5 words Nintendo refuses to understand.

Harder

Nintendo games have got increasingly easier over the years and no one asked them to do that, and just about everyone has complained. We want a challenege. Without a challenge there’s no sense of accomplishment. And Nintendo, why can’t you give people the option? Ya know, difficulty settings!

Better

How dare I suggest they don;t know what better means, but they don’t. For all the crap about evolving games, trying to do something new, their franchises seldom learn from past mistakes. What Mario Kart ever dealt with the battle mode shortcomings? What Zelda ever figured out how to make dungeons fun? Why have they not made a full on console Pokemon RPG? Nintendo’s idea of improving something is about a gradual as evolution. And sometimes it’s not about the next new idea, sometimes it’s just a case of building on a good foundation…

Bigger

Big games make almost everyone happy. Love a game or hate a game, no one felt ripped off by a game with dozens upon dozens hours of gameplay. It shouldn’t be a surprise gamers likes lots of content, be it in the actual game or extra things. Nintendo has never been good at this (excluding the one guy who gets it – Sakurai-san). After a 9 year wait, Pikmin 3 is a 4 level affair. Most of Nintendo games are just a basic package with very little flair. You have to hold them at gun point to get them to employ an orchestra. Nintendo have always been CGI-phobic. They avoid things like hidden levels, extra features, customisation, challenges, just about anything that extends the gameplay. Take Mario Kart. If you ask me the game hit its peak with Mario Kart DS. Now that was a game. It doubled the amount of levels typically found in Mario Kart and threw in dozens of fun challenges. Those challenges haven’t been seen since and the amount of levels has since remained the same. The next Mario Kart better increase the level count and bring back those missions!

Stronger.

Nintendo need to get with the times. The Wii U is a joke. Not only is it underpowered but it’s badly designed. That gamepad needs an overhaul quick sharp. Better analogues, shoulder buttons, battery life and screen resolution. The Wii U also needs titles with some clout, Fuck the pansy sandbox mentality of Nintendo, make them harder, better and bigger and you’ve got a stronger game. You look at a Nintendo game and it looks like it belongs in the Early Learning Center and they can’t even attract children! No one interested in games looks at a Nintendo game on a shelf and is impressed. In fact most assessments of Nintendo are made on past experiences. Nintendo is reliant on nostalgia, a soft whimsical appeal to our childhoods is what makes us pick up Mario Kart – From the cover it looks pathetic, but memory tells us Mario plays well. Nintendo games should infer they AAA titles from the packaging to the advertising. Those things make Nitnendo games look like they are only worth 99p.

Badder.

Nintendo to many is a guilty pleasure. Playing Mario Kart as an adult often requires the excuse of a child to play along with.

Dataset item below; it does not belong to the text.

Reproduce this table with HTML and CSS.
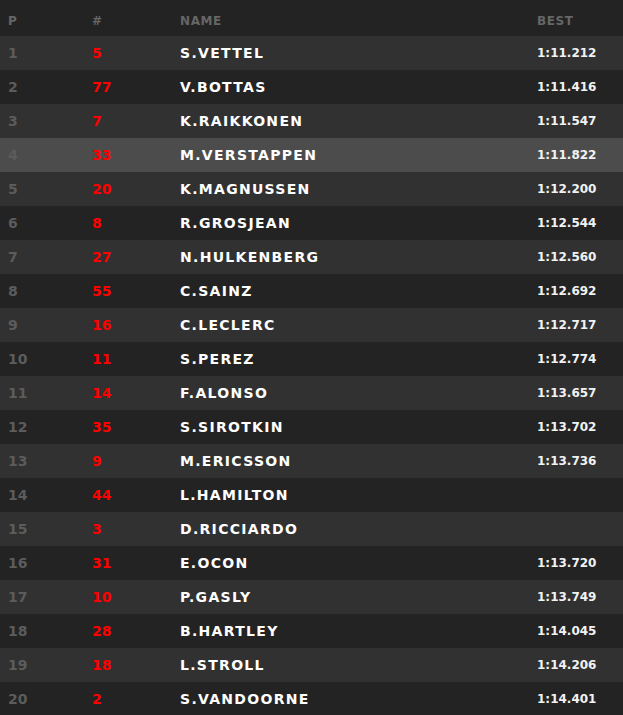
FILE: index.html
```html
<!DOCTYPE html>
<html lang="en">
<head>
<meta charset="utf-8">
<title>Results</title>
<link rel="stylesheet" href="styles.css">
</head>
<body>
<div class="table">
  <div class="row head"><span>P</span><span>#</span><span>NAME</span><span>BEST</span></div>
  <div class="row"><span class="pos">1</span><span class="num">5</span><span class="name">S.VETTEL</span><span class="time">1:11.212</span></div>
  <div class="row"><span class="pos">2</span><span class="num">77</span><span class="name">V.BOTTAS</span><span class="time">1:11.416</span></div>
  <div class="row"><span class="pos">3</span><span class="num">7</span><span class="name">K.RAIKKONEN</span><span class="time">1:11.547</span></div>
  <div class="row hl"><span class="pos">4</span><span class="num">33</span><span class="name">M.VERSTAPPEN</span><span class="time">1:11.822</span></div>
  <div class="row"><span class="pos">5</span><span class="num">20</span><span class="name">K.MAGNUSSEN</span><span class="time">1:12.200</span></div>
  <div class="row"><span class="pos">6</span><span class="num">8</span><span class="name">R.GROSJEAN</span><span class="time">1:12.544</span></div>
  <div class="row"><span class="pos">7</span><span class="num">27</span><span class="name">N.HULKENBERG</span><span class="time">1:12.560</span></div>
  <div class="row"><span class="pos">8</span><span class="num">55</span><span class="name">C.SAINZ</span><span class="time">1:12.692</span></div>
  <div class="row"><span class="pos">9</span><span class="num">16</span><span class="name">C.LECLERC</span><span class="time">1:12.717</span></div>
  <div class="row"><span class="pos">10</span><span class="num">11</span><span class="name">S.PEREZ</span><span class="time">1:12.774</span></div>
  <div class="row"><span class="pos">11</span><span class="num">14</span><span class="name">F.ALONSO</span><span class="time">1:13.657</span></div>
  <div class="row"><span class="pos">12</span><span class="num">35</span><span class="name">S.SIROTKIN</span><span class="time">1:13.702</span></div>
  <div class="row"><span class="pos">13</span><span class="num">9</span><span class="name">M.ERICSSON</span><span class="time">1:13.736</span></div>
  <div class="row"><span class="pos">14</span><span class="num">44</span><span class="name">L.HAMILTON</span><span class="time"></span></div>
  <div class="row"><span class="pos">15</span><span class="num">3</span><span class="name">D.RICCIARDO</span><span class="time"></span></div>
  <div class="row"><span class="pos">16</span><span class="num">31</span><span class="name">E.OCON</span><span class="time">1:13.720</span></div>
  <div class="row"><span class="pos">17</span><span class="num">10</span><span class="name">P.GASLY</span><span class="time">1:13.749</span></div>
  <div class="row"><span class="pos">18</span><span class="num">28</span><span class="name">B.HARTLEY</span><span class="time">1:14.045</span></div>
  <div class="row"><span class="pos">19</span><span class="num">18</span><span class="name">L.STROLL</span><span class="time">1:14.206</span></div>
  <div class="row"><span class="pos">20</span><span class="num">2</span><span class="name">S.VANDOORNE</span><span class="time">1:14.401</span></div>
</div>
</body>
</html>
```
FILE: styles.css
```css
html, body {
  margin: 0;
  padding: 0;
  background: #232323;
}
body {
  font-family: "DejaVu Sans", sans-serif;
  font-weight: bold;
}
.table {
  display: flex;
  flex-direction: column;
}
.row {
  display: grid;
  grid-template-columns: 84px 88px 357px 1fr;
  padding-left: 8px;
  height: 34px;
  line-height: 34px;
  align-items: center;
  white-space: nowrap;
}
.row:nth-child(even) {
  background: #313131;
}
.row:nth-child(odd) {
  background: #232323;
}
.row.hl {
  background: #4c4c4c;
}
.row.head {
  box-sizing: border-box;
  height: 36px;
  line-height: 30px;
  padding-top: 6px;
  background: #232323;
  font-size: 12px;
  color: #666666;
  letter-spacing: 0.6px;
}
.pos {
  color: #5c5c5c;
  font-size: 14px;
}
.num {
  color: #ff0000;
  font-size: 14px;
}
.name {
  color: #ffffff;
  font-size: 14px;
  letter-spacing: 1.3px;
}
.time {
  color: #f2f2f2;
  font-size: 12px;
}
```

It’s like an adult admitting they still love Disney, it’s a bit lame, so it becomes a guilty pleasure. It doesn’t have to be like that and you don’t have to stop being child friendly to attract adult customers. Nintendo have tried to emulate Mickey mouse when it comes to Mario, and they could have just as easily took a bit more inspiration from the likes of ‘The Simpsons.’ It is possible to find a middle ground where Nintendo can have a cooler streak on its family friendly bandwagon. A streak which attracts the older gamer – and more importantly, the teenager who erroneously thinks he’s now growing out of Nintendo and it’s time to move to an Xbox. Stop thinking 5 year old and think more 15 year old! It’s time Mario stopped being so cutesy and discovered it’s funny edge. It’s time Nintendo gave the fans what they want out of Zelda, and it ain’t another cartoon, as good as they are.